Determined to swim now that we were both all greased up ready to go, I went to plan B. I was not going to spend my day off not swimming! Chastain Park was not too far away, and I knew it had a public pool. So we drove up Peachtree and Roswell roads to the other pool, Claire glumly but calmly repeating, “Closed. No people.” We parked, unloaded, and walked up to the pool…The closed pool. Claire offered, “Sorry, no people.” The pool was closed until 4:00 in the afternoon. These beautiful pools are wasted just sitting there on such a hot, sunny day!

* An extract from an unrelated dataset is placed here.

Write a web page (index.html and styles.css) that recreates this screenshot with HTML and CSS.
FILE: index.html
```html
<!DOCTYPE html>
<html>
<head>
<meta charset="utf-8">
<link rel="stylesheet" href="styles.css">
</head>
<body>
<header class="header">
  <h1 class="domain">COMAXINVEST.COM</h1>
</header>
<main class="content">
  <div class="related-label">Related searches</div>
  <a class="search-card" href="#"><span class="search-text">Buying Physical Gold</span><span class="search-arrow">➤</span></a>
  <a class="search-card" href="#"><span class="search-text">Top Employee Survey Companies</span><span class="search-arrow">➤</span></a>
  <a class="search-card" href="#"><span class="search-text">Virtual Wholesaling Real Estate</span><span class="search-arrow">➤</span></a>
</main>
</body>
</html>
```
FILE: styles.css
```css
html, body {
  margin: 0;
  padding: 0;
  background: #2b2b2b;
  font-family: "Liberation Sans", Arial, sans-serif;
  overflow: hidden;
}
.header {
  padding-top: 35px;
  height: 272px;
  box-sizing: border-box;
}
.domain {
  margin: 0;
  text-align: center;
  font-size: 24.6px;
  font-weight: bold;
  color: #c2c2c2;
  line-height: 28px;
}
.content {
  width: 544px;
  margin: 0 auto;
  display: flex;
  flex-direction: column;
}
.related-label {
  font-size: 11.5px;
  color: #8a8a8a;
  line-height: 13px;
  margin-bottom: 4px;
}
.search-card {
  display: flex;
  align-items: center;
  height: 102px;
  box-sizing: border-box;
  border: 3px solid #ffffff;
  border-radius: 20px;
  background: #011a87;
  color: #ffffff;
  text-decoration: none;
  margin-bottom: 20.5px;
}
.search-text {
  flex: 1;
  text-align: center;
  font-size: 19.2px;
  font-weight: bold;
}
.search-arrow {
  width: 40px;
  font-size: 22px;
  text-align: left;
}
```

Plan C is to find a playground to get Claire’s mind off of today’s fiasco so far. After all, this was a park, and I hoped to avoid getting back in the car, which I would have considered a mortal failure at this point. The nice fellow at the nearby tennis center told us that there is a playground a little way down the road. So Claire and I walked a few blocks down Wieuca Road in 98 degree heat in our swimsuits and water shoes to the goddamn playground. We stopped along the way to sip on the Poweraid (“juice”, as Claire calls it) that I had bought at the tennis center, and to enjoy the views of the golf course and baseball fields. Most of the goddamn playground was roasting in the near-noon sun, and the swings and slides were too hot to use, especially in a tiny nylon bathing suit. Claire did manage to have some fun, though, generally running and climbing around and just looking at the other, mostly older, kids. I was personally somewhat out of place among the Buckhead nanny set, but it was fun to hang out for a while. We cooled off over lunch at Moe’s with a “kadeeya” and finally headed home to listen to music, dance, read, nap, and take it easy.

Even though today did not live up to the “Wow! Awesome!” expectations, it was still a fine day, and I even learned a few things along the way.

  • Atlanta’s pools are not open on Mondays…or something.
  • Chastain Park offers some nice views of the Buckhead skyline across the golf course.
  • Poweraid is a fine, refreshing beverage, even when quite tepid.
  • Some nannies seem impatient or bored with the kids they are watching.
  • Any day with Claire can be fun even if it is totally screwed up.